### Exercise task
Locate the string "code" throughout the material and copy every line in which it occurs.

### Stored data

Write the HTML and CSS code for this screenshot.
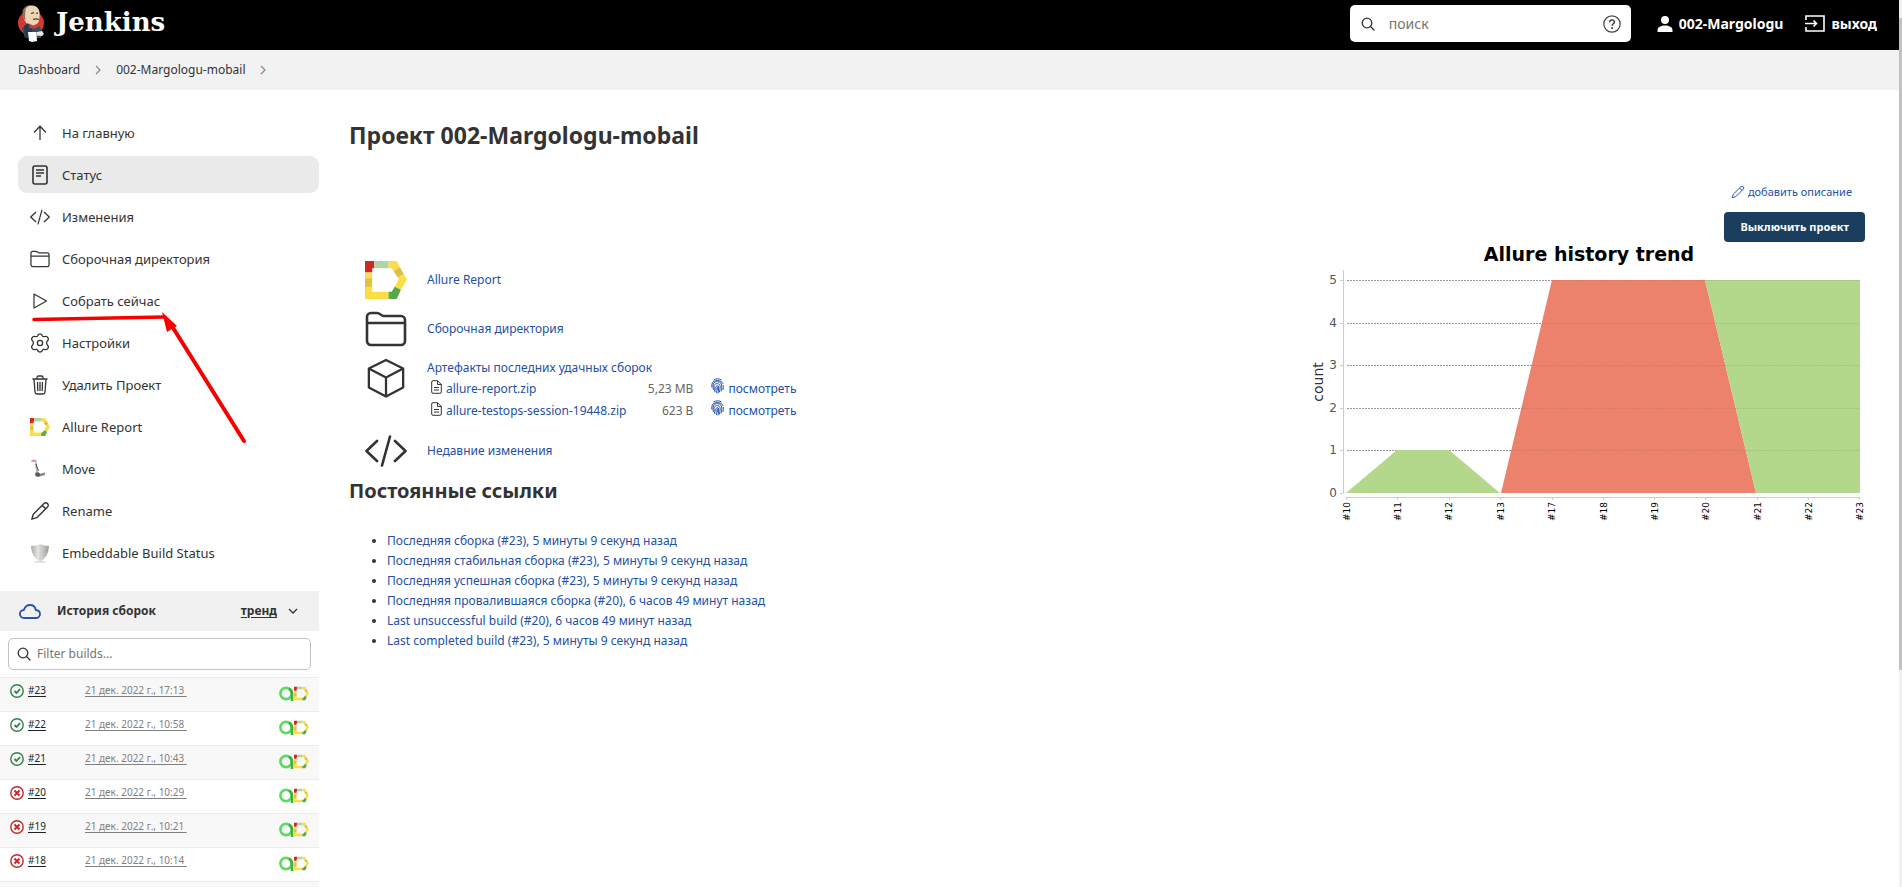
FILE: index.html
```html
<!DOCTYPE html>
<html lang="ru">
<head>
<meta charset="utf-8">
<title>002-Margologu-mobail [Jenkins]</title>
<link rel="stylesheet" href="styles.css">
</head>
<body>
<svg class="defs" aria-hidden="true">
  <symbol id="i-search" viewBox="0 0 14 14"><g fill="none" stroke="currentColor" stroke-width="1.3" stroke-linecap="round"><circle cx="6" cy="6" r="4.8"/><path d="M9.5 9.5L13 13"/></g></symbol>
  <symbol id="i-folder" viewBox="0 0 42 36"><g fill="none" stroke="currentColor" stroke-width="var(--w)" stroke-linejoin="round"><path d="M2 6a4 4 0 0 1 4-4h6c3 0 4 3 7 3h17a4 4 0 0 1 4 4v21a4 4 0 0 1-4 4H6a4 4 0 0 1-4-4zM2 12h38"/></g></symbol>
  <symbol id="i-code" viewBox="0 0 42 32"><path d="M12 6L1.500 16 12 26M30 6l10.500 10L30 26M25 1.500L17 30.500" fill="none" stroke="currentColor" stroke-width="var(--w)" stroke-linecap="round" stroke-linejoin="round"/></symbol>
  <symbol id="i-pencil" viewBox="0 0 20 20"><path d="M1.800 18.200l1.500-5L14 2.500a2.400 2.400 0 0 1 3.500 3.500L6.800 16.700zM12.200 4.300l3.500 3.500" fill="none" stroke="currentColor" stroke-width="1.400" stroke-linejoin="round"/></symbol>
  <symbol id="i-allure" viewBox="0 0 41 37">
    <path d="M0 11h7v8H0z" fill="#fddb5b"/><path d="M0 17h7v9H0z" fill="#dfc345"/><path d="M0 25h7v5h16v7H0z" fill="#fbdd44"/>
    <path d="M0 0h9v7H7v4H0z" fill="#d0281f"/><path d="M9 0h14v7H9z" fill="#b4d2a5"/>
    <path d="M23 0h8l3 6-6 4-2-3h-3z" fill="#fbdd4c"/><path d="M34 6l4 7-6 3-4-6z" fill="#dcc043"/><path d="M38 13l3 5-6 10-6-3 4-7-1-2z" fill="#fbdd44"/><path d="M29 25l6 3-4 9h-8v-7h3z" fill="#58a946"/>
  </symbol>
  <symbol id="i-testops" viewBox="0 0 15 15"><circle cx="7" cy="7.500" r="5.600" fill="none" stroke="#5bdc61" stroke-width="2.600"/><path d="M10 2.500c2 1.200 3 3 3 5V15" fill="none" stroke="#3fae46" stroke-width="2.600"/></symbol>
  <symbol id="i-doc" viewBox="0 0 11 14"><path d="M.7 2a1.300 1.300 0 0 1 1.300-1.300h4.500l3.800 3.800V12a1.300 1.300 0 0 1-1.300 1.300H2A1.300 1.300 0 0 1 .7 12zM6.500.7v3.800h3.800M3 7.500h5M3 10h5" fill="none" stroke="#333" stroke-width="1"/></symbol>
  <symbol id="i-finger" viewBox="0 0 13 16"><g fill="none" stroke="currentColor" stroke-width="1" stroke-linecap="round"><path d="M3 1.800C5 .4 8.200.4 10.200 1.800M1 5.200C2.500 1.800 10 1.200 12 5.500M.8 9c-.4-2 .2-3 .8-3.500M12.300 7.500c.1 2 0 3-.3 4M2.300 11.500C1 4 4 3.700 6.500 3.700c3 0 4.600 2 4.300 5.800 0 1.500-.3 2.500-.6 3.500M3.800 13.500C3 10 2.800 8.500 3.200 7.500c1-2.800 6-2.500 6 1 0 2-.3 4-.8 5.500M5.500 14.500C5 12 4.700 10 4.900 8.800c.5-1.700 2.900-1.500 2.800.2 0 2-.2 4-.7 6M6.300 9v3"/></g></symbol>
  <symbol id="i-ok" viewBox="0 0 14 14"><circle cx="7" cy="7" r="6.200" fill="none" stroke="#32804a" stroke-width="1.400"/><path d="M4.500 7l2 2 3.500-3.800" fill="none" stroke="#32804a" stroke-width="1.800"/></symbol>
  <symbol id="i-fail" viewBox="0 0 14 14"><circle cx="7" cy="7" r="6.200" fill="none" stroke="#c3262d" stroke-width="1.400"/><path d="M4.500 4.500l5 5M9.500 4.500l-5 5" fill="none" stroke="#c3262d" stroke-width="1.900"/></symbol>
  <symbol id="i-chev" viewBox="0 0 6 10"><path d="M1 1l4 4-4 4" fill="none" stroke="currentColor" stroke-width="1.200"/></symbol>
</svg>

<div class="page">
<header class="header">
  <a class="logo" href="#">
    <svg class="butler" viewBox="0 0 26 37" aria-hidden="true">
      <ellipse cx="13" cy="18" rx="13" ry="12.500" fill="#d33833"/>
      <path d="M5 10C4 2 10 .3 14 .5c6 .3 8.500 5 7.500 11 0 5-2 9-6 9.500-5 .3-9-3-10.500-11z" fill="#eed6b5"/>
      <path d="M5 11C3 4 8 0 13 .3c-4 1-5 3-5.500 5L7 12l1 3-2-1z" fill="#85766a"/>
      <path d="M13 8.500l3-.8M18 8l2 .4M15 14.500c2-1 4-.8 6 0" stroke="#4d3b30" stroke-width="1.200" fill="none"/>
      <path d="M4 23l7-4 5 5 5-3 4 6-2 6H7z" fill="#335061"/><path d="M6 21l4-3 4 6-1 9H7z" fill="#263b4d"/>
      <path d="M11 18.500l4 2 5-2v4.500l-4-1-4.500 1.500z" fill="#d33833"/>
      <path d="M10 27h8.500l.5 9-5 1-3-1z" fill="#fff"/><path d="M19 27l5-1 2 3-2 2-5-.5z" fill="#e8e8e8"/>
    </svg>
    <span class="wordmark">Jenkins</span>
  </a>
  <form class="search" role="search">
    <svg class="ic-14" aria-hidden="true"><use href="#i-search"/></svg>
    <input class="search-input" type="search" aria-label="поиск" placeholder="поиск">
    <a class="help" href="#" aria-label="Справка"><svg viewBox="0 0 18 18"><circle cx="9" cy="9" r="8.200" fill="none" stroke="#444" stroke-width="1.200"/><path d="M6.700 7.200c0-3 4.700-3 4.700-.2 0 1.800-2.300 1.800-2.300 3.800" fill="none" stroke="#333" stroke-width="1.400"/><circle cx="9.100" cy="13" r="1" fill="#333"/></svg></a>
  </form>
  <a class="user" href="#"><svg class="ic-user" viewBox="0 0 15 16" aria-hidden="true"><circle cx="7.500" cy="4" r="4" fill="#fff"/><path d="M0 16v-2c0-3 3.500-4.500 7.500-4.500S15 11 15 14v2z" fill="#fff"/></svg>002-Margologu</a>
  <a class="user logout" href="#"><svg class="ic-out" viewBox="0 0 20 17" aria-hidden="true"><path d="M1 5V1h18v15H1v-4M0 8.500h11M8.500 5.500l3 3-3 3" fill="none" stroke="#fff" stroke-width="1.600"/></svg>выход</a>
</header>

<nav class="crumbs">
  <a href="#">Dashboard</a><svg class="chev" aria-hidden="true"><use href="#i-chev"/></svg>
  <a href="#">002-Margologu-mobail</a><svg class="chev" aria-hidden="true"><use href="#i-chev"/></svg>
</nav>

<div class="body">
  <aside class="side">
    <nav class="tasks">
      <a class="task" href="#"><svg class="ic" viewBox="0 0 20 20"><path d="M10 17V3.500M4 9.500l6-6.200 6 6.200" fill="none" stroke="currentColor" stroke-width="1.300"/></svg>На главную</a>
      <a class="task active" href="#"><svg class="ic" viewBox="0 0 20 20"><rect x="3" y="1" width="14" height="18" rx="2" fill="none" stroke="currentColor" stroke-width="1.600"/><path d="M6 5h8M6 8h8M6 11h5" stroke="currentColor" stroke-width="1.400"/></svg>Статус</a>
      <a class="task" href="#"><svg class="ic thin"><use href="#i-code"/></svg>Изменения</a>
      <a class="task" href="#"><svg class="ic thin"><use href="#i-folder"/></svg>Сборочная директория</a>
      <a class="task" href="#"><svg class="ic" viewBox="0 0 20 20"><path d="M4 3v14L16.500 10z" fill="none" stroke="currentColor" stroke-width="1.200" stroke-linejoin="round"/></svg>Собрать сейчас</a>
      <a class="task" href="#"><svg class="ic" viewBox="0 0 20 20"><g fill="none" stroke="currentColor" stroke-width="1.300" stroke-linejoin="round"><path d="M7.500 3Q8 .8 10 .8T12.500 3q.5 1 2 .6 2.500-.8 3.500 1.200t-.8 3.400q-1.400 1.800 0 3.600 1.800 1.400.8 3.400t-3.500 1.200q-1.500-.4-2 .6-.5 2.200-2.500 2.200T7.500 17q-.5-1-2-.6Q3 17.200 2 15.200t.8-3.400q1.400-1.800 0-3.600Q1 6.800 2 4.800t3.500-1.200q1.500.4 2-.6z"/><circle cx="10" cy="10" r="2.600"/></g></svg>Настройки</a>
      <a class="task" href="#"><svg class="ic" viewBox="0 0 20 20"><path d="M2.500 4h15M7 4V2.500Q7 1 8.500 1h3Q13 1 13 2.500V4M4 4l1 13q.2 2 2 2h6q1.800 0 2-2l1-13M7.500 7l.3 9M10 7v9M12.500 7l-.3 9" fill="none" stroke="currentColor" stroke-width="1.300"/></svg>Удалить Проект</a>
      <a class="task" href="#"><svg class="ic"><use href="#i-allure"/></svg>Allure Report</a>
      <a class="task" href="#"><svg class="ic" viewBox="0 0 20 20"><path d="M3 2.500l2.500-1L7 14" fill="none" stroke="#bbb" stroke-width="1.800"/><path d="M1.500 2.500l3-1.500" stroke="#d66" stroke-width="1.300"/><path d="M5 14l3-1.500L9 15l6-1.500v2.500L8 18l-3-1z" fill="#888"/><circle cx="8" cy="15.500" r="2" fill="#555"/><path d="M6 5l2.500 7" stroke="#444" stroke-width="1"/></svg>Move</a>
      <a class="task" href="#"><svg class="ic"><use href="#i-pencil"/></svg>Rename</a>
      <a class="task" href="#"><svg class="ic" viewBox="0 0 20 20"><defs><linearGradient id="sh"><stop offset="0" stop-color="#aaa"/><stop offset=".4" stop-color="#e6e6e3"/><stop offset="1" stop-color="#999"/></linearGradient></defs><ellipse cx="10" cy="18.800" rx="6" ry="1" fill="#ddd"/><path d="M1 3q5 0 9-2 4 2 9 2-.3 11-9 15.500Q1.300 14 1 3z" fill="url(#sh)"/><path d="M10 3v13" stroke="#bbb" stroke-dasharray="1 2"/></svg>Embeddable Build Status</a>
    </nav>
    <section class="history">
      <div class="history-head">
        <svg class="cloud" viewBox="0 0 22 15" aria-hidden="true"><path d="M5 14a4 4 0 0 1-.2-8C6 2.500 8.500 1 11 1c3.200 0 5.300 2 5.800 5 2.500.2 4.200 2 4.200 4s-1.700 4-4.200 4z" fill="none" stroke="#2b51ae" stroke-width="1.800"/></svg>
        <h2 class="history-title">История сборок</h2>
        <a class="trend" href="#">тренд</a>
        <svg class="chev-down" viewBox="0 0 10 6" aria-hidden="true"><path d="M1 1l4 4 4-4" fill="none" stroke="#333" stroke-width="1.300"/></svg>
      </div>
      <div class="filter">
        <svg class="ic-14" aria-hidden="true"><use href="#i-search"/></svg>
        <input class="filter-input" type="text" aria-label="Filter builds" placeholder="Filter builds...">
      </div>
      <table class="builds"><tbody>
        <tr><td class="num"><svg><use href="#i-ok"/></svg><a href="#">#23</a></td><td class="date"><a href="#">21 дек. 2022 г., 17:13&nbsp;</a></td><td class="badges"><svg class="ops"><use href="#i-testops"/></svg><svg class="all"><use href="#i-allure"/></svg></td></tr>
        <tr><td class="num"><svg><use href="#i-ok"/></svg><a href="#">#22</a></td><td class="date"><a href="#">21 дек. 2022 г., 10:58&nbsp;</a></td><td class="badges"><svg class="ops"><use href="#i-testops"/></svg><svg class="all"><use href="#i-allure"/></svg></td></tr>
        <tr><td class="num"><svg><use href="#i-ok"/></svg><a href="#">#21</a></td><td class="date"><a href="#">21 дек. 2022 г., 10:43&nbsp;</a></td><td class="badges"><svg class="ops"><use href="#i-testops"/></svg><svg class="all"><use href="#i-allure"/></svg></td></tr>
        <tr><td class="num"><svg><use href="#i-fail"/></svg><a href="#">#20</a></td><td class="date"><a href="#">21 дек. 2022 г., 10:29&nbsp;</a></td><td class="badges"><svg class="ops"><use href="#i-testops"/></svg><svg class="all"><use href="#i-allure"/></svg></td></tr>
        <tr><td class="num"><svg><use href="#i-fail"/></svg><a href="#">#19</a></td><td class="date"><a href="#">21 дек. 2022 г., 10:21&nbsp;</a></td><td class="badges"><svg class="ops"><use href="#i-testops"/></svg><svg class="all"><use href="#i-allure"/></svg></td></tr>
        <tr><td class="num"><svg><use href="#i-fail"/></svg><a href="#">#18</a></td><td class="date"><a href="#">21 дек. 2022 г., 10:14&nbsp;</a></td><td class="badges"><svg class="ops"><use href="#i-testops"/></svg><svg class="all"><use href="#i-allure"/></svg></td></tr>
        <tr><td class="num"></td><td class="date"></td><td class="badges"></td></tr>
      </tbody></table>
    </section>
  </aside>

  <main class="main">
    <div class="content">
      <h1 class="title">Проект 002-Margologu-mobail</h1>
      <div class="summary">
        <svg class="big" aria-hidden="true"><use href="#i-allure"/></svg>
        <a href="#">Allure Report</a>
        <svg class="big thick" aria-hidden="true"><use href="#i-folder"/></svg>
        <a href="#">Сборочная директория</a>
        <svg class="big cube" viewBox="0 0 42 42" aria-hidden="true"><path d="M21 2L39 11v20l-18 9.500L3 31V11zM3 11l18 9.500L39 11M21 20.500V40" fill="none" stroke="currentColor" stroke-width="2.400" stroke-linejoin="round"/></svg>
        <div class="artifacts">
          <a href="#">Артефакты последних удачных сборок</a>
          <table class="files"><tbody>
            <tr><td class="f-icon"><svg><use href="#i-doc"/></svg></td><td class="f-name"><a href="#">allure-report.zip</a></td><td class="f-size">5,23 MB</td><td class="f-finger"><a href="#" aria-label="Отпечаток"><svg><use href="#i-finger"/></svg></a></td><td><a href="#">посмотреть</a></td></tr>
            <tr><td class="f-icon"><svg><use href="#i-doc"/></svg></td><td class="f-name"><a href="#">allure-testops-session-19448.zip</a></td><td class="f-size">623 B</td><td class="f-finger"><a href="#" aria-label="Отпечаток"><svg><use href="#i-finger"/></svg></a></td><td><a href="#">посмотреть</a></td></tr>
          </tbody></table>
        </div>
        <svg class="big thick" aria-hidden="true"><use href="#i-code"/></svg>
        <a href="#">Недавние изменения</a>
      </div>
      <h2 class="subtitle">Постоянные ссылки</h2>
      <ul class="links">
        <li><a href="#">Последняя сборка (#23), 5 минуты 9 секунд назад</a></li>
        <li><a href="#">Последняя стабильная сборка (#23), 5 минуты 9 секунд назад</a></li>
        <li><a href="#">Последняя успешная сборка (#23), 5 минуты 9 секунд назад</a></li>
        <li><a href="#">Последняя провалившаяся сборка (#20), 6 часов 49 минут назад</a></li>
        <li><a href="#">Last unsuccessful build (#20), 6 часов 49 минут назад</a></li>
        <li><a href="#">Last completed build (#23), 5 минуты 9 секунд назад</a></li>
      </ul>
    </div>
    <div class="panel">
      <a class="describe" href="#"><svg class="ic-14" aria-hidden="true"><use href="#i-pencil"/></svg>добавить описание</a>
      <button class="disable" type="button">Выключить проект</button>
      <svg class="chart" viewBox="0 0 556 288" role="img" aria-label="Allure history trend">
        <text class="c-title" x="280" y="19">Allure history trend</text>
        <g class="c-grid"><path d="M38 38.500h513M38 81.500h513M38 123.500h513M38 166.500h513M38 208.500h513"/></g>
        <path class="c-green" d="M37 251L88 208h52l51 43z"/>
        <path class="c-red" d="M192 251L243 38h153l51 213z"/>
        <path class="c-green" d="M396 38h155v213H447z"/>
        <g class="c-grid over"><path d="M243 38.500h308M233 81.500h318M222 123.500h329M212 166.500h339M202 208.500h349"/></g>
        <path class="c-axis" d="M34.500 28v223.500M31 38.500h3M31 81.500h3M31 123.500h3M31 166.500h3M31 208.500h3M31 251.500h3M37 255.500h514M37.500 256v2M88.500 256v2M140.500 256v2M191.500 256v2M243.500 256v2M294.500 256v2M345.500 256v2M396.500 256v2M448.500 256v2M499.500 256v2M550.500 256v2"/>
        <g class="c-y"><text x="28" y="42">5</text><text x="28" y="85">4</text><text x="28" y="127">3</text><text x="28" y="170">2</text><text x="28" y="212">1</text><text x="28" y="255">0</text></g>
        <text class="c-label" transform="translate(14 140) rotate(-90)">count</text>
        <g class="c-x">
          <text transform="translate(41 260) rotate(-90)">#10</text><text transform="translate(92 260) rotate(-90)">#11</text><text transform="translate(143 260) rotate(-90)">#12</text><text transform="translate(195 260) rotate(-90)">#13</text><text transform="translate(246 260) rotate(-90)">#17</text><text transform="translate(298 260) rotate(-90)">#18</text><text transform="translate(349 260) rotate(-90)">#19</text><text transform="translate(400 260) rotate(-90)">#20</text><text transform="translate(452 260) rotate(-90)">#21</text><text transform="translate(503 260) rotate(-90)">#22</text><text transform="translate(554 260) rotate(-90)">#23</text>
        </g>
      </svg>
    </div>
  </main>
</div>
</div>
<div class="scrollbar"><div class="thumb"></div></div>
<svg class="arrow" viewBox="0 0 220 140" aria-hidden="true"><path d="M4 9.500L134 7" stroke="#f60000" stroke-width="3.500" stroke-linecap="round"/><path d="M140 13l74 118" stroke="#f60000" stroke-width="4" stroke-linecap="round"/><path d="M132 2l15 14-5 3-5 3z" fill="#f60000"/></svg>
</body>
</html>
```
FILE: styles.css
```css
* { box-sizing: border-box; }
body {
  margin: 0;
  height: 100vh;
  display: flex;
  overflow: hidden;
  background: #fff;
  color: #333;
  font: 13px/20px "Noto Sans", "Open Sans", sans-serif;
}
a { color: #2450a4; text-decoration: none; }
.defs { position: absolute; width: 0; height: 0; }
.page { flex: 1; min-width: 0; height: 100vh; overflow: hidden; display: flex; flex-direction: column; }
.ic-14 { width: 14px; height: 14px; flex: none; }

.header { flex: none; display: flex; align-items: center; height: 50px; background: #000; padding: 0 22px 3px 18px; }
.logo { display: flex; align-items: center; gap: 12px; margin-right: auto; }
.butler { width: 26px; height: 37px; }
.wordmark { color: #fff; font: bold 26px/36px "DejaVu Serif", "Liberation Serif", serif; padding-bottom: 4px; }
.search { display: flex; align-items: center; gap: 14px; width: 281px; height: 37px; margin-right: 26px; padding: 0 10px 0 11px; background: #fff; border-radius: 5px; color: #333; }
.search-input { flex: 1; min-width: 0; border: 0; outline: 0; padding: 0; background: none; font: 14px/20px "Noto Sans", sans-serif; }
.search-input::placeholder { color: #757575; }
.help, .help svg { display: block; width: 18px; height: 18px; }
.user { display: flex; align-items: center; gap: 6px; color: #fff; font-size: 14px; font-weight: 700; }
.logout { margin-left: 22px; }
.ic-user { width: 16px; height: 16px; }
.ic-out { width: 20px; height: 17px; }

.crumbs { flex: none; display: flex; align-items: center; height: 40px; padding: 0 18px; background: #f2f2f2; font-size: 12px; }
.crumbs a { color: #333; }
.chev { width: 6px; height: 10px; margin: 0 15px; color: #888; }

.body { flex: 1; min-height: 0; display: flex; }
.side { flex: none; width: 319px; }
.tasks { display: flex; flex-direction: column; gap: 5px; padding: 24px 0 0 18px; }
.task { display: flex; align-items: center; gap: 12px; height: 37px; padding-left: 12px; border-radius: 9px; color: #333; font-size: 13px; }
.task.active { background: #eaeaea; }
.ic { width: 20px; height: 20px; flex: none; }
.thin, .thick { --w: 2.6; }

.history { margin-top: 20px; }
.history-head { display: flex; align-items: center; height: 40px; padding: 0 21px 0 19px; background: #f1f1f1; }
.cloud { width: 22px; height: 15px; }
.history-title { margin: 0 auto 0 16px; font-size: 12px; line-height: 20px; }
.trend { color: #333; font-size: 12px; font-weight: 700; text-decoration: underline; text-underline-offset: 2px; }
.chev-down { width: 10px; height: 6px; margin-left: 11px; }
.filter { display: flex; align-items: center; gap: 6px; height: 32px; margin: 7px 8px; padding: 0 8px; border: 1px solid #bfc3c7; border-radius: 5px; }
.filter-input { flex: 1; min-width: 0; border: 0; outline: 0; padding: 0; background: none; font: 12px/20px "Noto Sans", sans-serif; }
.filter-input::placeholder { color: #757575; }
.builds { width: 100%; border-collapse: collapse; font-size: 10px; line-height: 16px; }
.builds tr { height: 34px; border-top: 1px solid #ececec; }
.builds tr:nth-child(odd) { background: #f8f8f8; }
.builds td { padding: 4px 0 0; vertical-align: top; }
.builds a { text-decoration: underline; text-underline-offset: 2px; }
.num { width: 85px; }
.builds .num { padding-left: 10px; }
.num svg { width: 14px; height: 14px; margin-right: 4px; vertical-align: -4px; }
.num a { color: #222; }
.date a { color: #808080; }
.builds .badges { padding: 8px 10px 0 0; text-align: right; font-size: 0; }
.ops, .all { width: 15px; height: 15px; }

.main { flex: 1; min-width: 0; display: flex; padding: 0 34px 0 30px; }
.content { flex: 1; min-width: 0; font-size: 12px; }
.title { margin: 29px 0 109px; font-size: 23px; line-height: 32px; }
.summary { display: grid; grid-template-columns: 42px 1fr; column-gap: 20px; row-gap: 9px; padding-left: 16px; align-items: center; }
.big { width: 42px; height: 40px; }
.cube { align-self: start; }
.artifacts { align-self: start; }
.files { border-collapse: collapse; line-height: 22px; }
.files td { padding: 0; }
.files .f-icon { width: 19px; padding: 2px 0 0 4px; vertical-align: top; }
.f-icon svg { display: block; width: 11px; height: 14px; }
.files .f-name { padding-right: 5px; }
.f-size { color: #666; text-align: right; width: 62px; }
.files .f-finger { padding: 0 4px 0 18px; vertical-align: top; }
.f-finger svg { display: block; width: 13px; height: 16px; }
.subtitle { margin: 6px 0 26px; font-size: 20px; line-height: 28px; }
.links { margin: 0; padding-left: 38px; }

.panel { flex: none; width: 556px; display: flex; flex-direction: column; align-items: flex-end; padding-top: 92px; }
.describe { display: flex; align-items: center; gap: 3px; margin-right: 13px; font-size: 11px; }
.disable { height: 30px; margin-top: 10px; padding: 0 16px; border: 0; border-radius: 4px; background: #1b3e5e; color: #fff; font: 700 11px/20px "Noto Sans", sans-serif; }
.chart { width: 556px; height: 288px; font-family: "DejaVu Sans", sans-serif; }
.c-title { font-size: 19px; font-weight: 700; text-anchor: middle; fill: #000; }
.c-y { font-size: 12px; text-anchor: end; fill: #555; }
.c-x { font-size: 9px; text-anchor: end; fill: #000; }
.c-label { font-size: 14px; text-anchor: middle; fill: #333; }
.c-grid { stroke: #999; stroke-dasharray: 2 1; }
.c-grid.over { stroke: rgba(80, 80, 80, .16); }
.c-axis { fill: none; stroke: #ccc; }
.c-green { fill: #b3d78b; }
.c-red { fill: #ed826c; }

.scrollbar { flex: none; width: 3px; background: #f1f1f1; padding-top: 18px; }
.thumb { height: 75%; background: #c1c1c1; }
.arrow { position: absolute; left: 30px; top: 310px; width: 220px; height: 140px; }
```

### Solution to the problem
Write the HTML and CSS code for this screenshot.
  <symbol id="i-code" viewBox="0 0 42 32"><path d="M12 6L1.500 16 12 26M30 6l10.500 10L30 26M25 1.500L17 30.500" fill="none" stroke="currentColor" stroke-width="var(--w)" stroke-linecap="round" stroke-linejoin="round"/></symbol>
      <a class="task" href="#"><svg class="ic thin"><use href="#i-code"/></svg>Изменения</a>
        <svg class="big thick" aria-hidden="true"><use href="#i-code"/></svg>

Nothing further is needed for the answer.